Passados os anos 80, 90 até a atualidade, diante do afastamento dessa
centralidade pelas facções de esquerdas e centro-esquerda e decepções com
relação às ações realizadas pela política partidária, ações coletivas
alimentaram as esperanças de múltiplos coletivos nas redes sociais em direção à
construção de uma nova sociedade. Entretanto, nesse processo, radicalismos
despontaram e abriram as portas para posições preconceituosas, tanto de gênero
como de raça e classes sociais. O preconceito racial no Brasil é encoberto
pela ideia de Democracia Racial, pelo processo de mestiçagem e plasticidade
etnico/racial advinda de Portugal ( povo híbrido desde a conquista
moura de seu território e domínio das regiões na África e Ásia). O
conceito de raça aparece metamorfoseando diversas etnias em escravos
subalternos e inferiores intelectualmente, ou seja, o negro é uma invenção
marcada pelas relações de poder. O preconceito gestado no período
colonial escravagista permanece na contemporaneidade através dessa simbologia adensado
pelas teorias racistas do século XIX, que afirmavam existir raças, gêneros
e classes sociais superiores e inferiores. Interpretes
sobre o Brasil revelaram a permanência das premissas dessas teorias
em camadas sociais altas e médias, remanescentes da classe
senhorial. O racismo é um mecanismo de privilégio de classe. Em
uma sociedade que se organizou sob a ordem patriarcal oligárquica, a
posição social dos sujeitos no meio manifesta múltiplos preconceitos
de raça,gênero e classes. A Carta Cidadã, nossa Constituição em seu art.

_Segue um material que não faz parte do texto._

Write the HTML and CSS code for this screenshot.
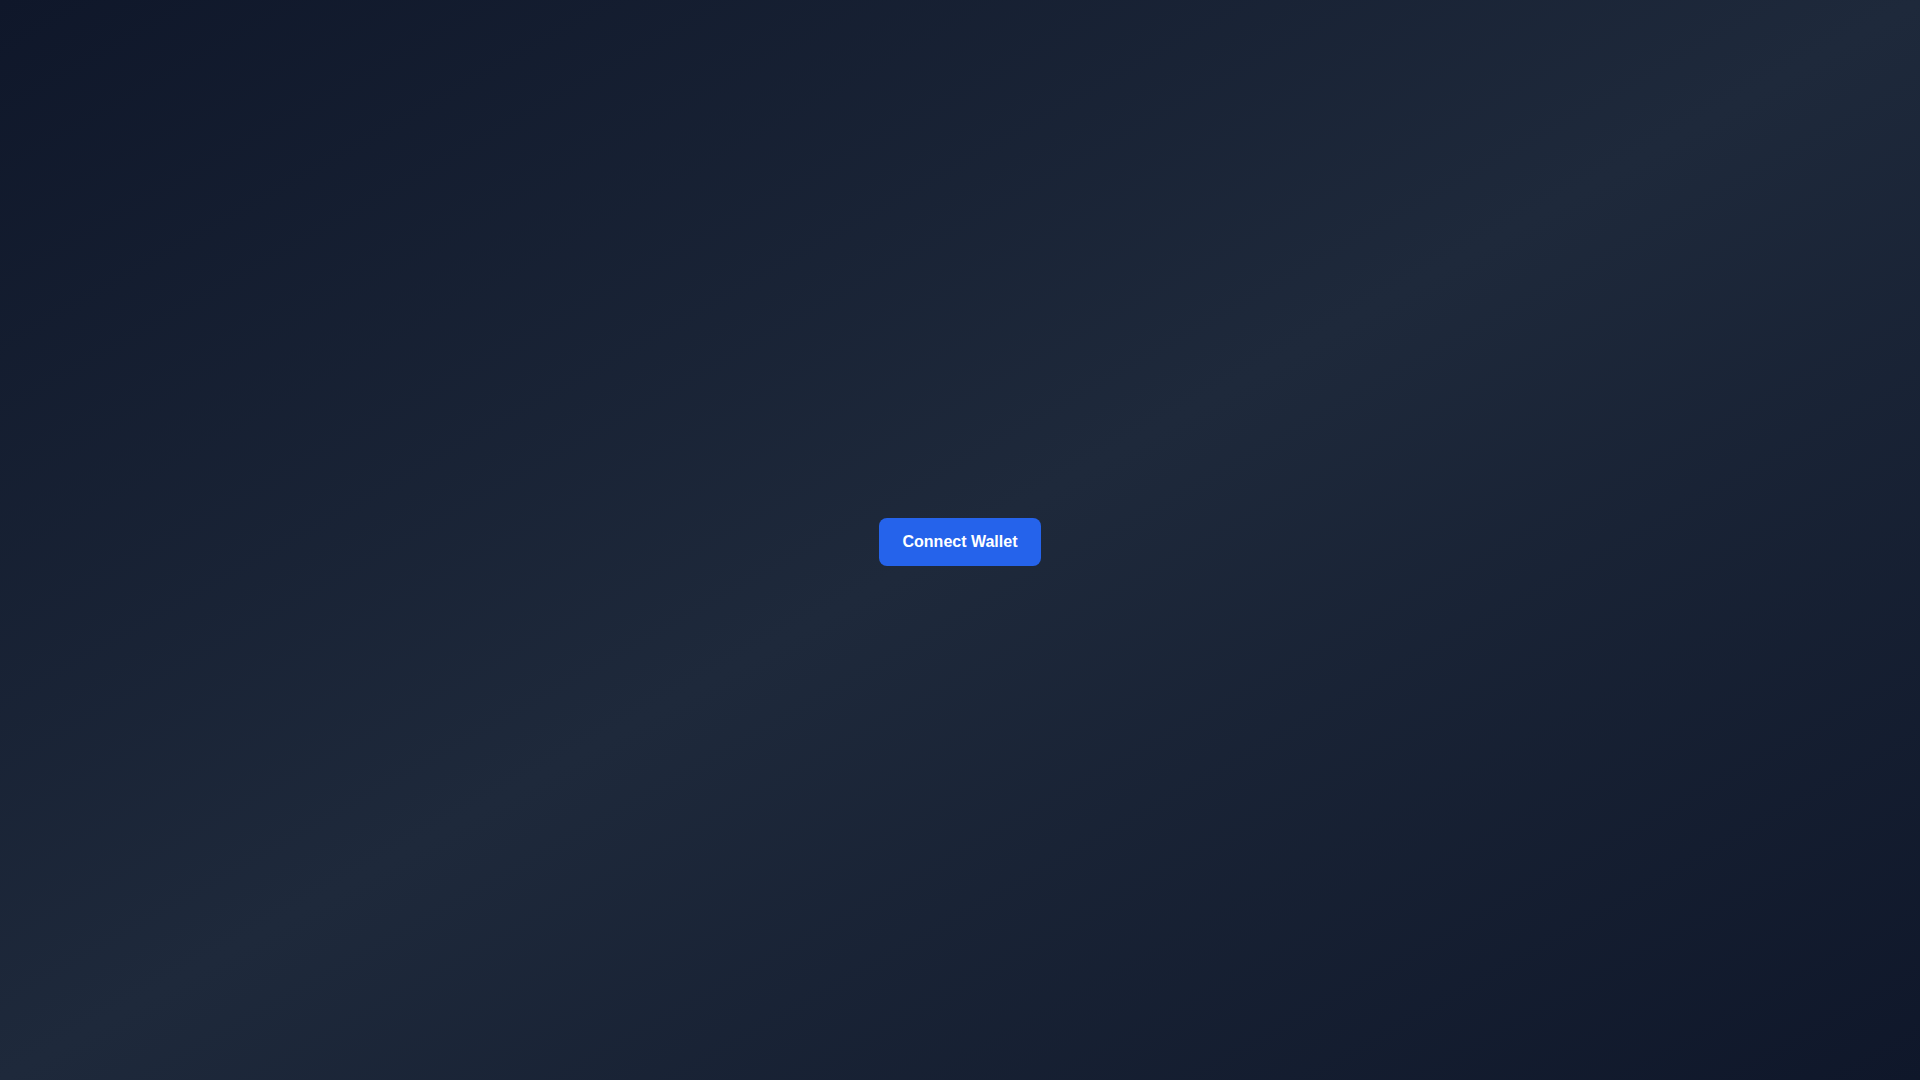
FILE: index.html
```html
<!DOCTYPE html>
<html lang="en">
<head>
<meta charset="utf-8">
<title>Connect Wallet</title>
<link rel="stylesheet" href="styles.css">
</head>
<body>
<main class="page">
  <button class="connect-btn" type="button">Connect Wallet</button>
</main>
</body>
</html>
```

FILE: styles.css
```css
html, body {
  margin: 0;
  padding: 0;
  height: 100%;
}
body {
  font-family: "Liberation Sans", Arial, sans-serif;
}
.page {
  min-height: 100vh;
  box-sizing: border-box;
  padding-top: 4px;
  display: flex;
  align-items: center;
  justify-content: center;
  background: linear-gradient(to bottom right, #0f172a 0%, #1e293b 50%, #0f172a 100%);
}
.connect-btn {
  font-family: "Liberation Sans", Arial, sans-serif;
  font-size: 16px;
  font-weight: 700;
  line-height: 24px;
  color: #ffffff;
  background: #2563eb;
  border: none;
  border-radius: 8px;
  padding: 12px 24px;
  cursor: pointer;
}
```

5º, inciso XLII versa sobre a prática do racismo como “crime inafiançável e
imprescritível, sujeito à pena de reclusão”. Em seu art. 3º, defende uma
sociedade sem preconceito de origem, raça, cor, idade e quaisquer outras formas
de discriminação, como um dos objetivos fundamentais da República. Não
obstante, presenciamos cotidianamente manifestações de cunho racista ou
injúrias raciais nas ruas, nas escolas, no trabalho e nas redes sociais. As
marcas da sociedade patriarcal escravagista e o processo de abolição, que não
incluiu o negro e seus descendentes na sociedade, carecem de debates e
reflexões aprofundadas. O Estado brasileiro comprometeu-se com os movimentos
sociais a corrigir as assimetrias de raça e gênero, adotou proposições das
Conferências da Organização das Nações Unidas (ONU), como a Declaração de
Durban (2001), que objetiva eliminar o racismo e discriminação de qualquer
ordem. Combater a prática de racismo é responsabilidade de todos os cidadãos. Retrocessos
com relação a essa questão no Brasil desvelam as permanências de patologias
sociais criadas em um passado não tão distante. Repudiemos alarmantes injúrias
e preconceitos raciais praticados tanto nas redes sociais como em qualquer
lugar, para caminhar na estrada da tolerância, educação para a paz e respeito aos
Direitos Humanos.
*Rosana Schwartz é professora de
sociologia da Universidade Presbiteriana Mackenzie. Doutora em História, pela
Pontifícia Universidade Católica de São Paulo - PUC/SP (2007). Mestre em Educação,
Artes e História da Cultura, pela Universidade Presbiteriana Mackenzie - UPM
(2001). Bacharel em História, pela Pontifícia Universidade Católica de São
Paulo- PUC/SP (1989).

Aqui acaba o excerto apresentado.